A magazine article, given the inexorable limits on space, is necessarily just an appetizer. Readers who wish to pursue the article’s subject more thoroughly have to look elsewhere. In the old days, all that editors could do to help in such quests was to offer a list of recommended readings-better than nothing, but still a bit of a chore for the searchers, and with gratification well deferred. They’d have to hunt down the leads themselves, possibly consulting numerous libraries or bookstores, and the more obscure sources might be virtually unobtainable.
With the World Wide Web, such followup to other sources of information should be as easy as the click of a mouse. Problem is, although many magazines have elaborate Web sites, they are of limited value for the intellectually curious reader who wants to go further and deeper on the theme of the article. Most of these links, as Bob Dole might have said last fall, “just don’t do it.”
Some magazines put many of their articles online but with few links, so readers are basically perusing a full-length article, just as in print, but at the discomfort of their computers. Occasionally, articles do include numerous links, but they are usually peppered throughout the text, making a hard-to-read format even harder.
In addition, such links pose several inherent problems. Each is represented by only a highlighted word or a short phrase so it doesn’t interrupt the text. But that means what it serves up will essentially be a surprise to the reader. And many of these in-text links are not so much explorations of the subject at hand but footnotes or asides, with source and context of the material often unidentified. In fact, these links are often off the subject altogether. If the text reads, for example, that Loretta Castorini of Caltech or General Motors or the U.S. Environmental Protection Agency said such-and-such about automotive air pollution, the link is to the organization’s home page, which will glowingly tell you about the institute’s course offerings, or the company’s products, or the agency’s diverse programs, but not, without a fair amount of effort and luck on your part, about the work and views referred to in the article.
Such pseudoconnections do exactly what the Web shouldn’t do: take searchers away from rather than toward the information they seek. But that doesn’t happen at Technology Review’s Web site. Thanks largely to the tireless efforts of director of marketing and circulation Martha Connors and senior editor Faith Hruby, the links to TR articles provide readers with detailed information on the actual subject of an article, not loosely related fragments or unrelated diversions.

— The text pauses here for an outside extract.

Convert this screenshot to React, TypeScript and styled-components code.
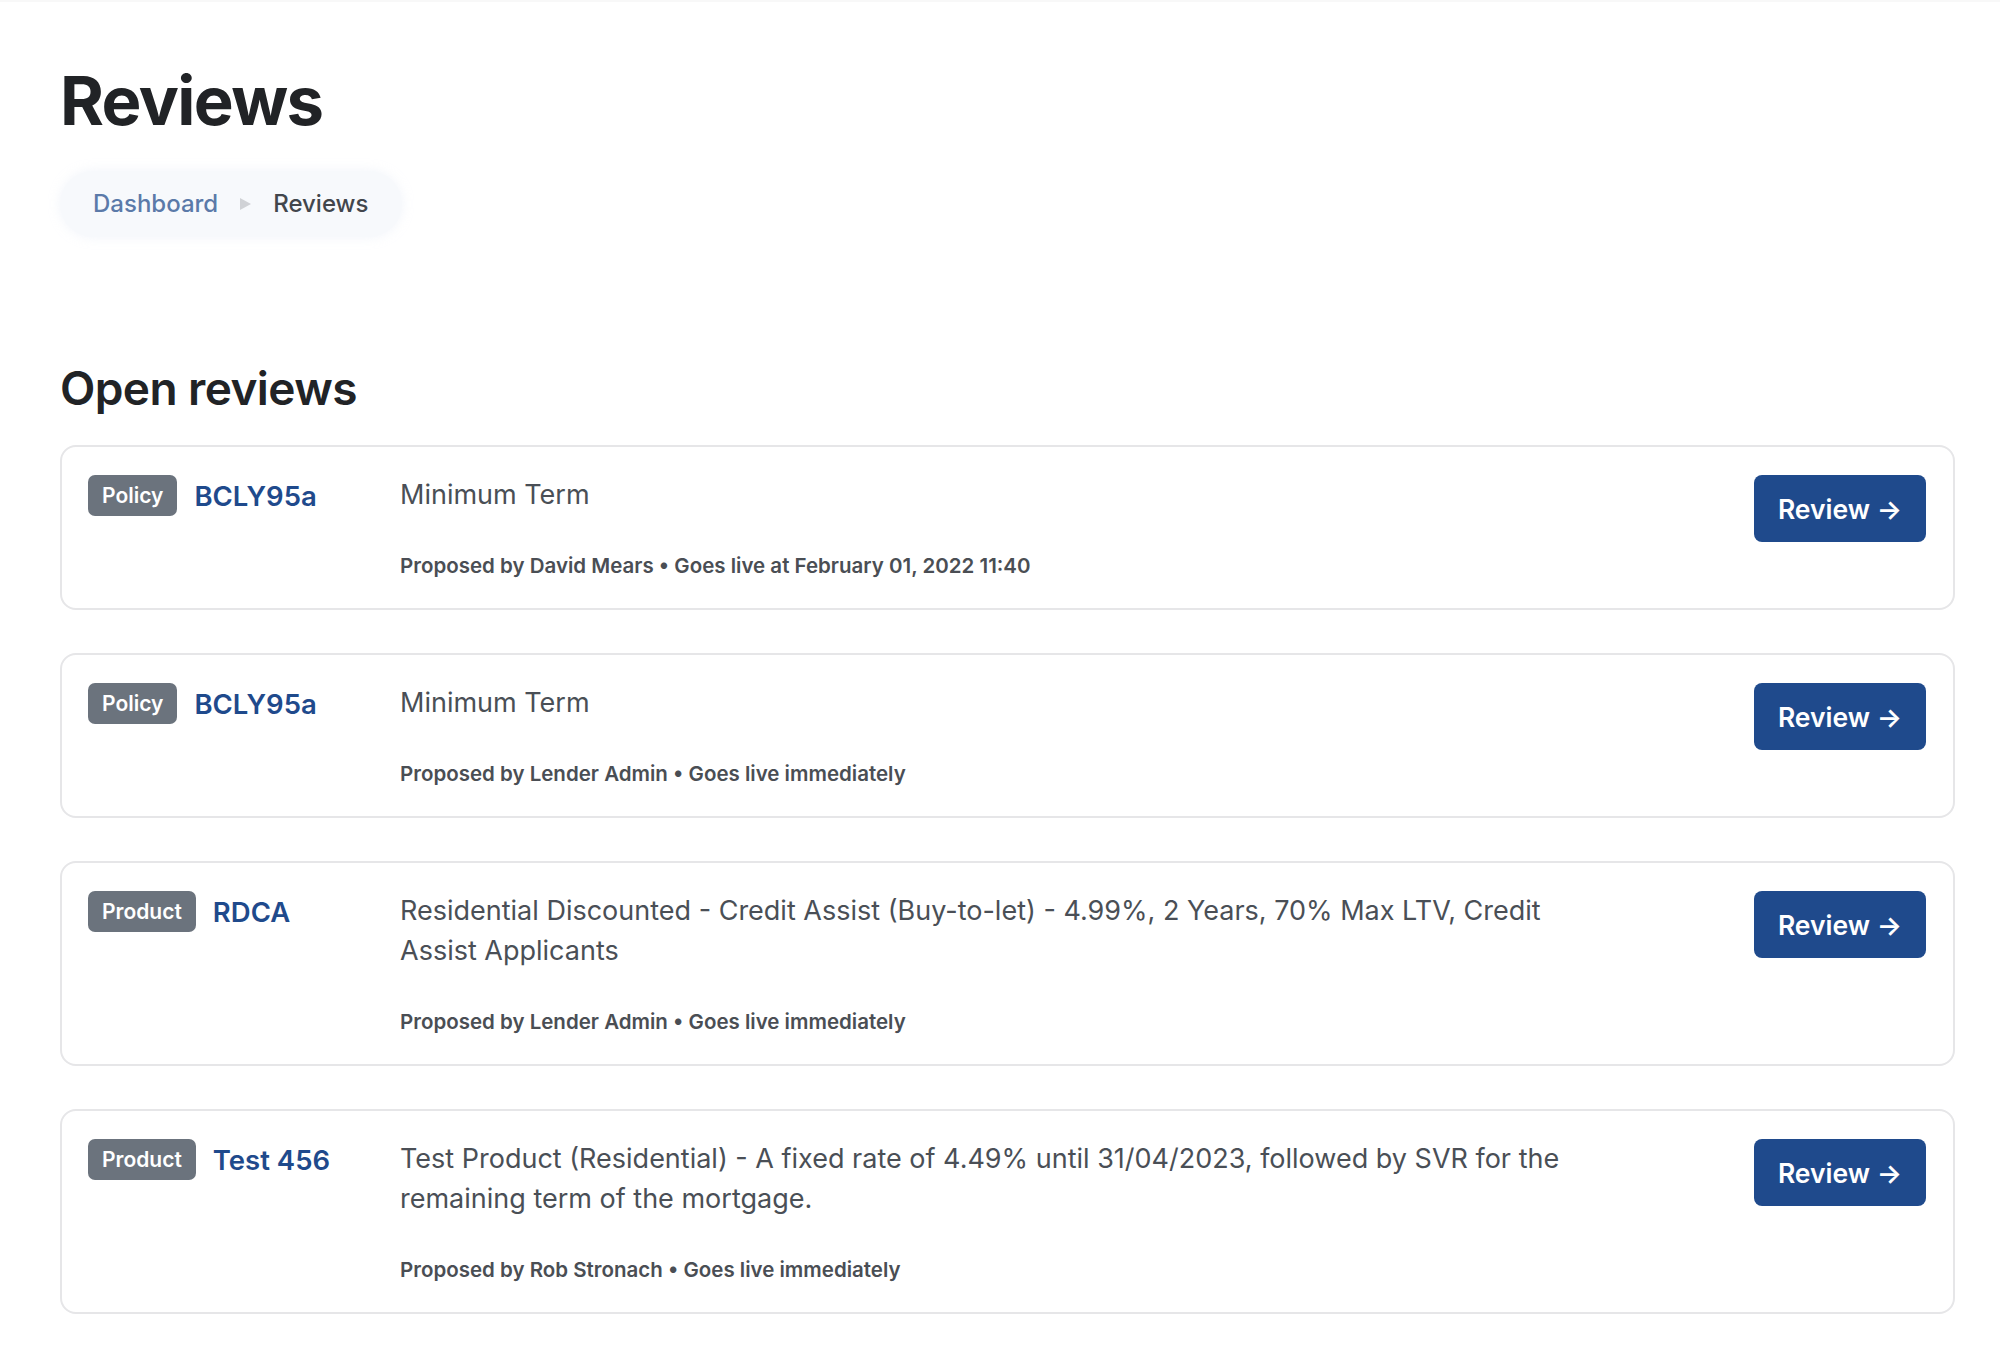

Occasionally, we too will place a link in the article’s text-when the absolutely right word is there, and when readers may be ready for a sidetrip-but we prefer to present our links all at once on an attached Web page. There we can describe each link-what it offers, who wrote it, where it has been published-so that searchers have some idea where they might be going. And readers can scan the whole set in order to make the best selections, confident that a link from Ms. Castorini will take them right to her particular material on automotive air pollution and not to her organization’s home page-from which a circuitous, perhaps fruitless, cybersearch might ensue.
We develop Web links from our latest issue after it has been sent to the printer, so I cannot cite examples from the magazine you now hold in your hands. Consider, however, a few of the links from the previous (November/December) issue. Readers inspired by Robert Zubrin’s “Mars on a Shoestring” can connect directly to the author’s organization, Mars Direct, to tap into a wide variety of documents and images detailing his proposed mission, and from there to other organizations founded by Mars aficionados. Readers can pursue “Robots on All Twos” with links to the project’s chief researcher, his Leg Laboratory at MIT, and connections to similar work elsewhere-for example, a treatise on robotic leg design from the Microprocessor-Controlled Autonomous Modular Walking-Vehicle Project at the University of Waterloo. And links from “Houses of Straw” can provide you with everything you always wanted to know but were afraid to ask about this ubiquitous but still exotic construction material. “If I wanted to build a strawbale house, all that I’d need is on the Web,” says Hruby. “And we have linked to a rich array of what’s available.”
Similarly, by delving into TR’s archive of past issues, readers can go straight to expertise “down under” on sophisticated videoconferencing systems that connect remote aborigine communities in rural Australia (April 1996); learn more about, and even join, innovative “waste exchanges” that turn otherwise polluting materials into commodities (August/September); and follow up on an interview with World Wide Web creator Tim Berners-Lee by linking to a formidable collection of his writings (July).
Our commitment to supplying meaty, in-the-spirit-of-the-Web, and otherwise-hard-to-find links not only serves readers wishing to go further and deeper but also reflects the magazine’s tradition of presenting high-quality information and diverse ideas. Of course, the motivation for all this “added value,” as Connors puts it, is not entirely altruistic. “If people know that Technology Review will be a resource, we’ll become a ‘bookmark’ for them, and they’ll return again and again.”
As proof that our approach is working, the Point Survey, a service that reviews Web sites, has named Technology Review to its much-coveted “top 5 percent of all sites on the Internet”-the result of our high numerical ratings on the survey’s three criteria of content, presentation, and quality of user experience. “If scores could talk,” says Point’s literature, TR’s would “sound like the singing of Caruso.”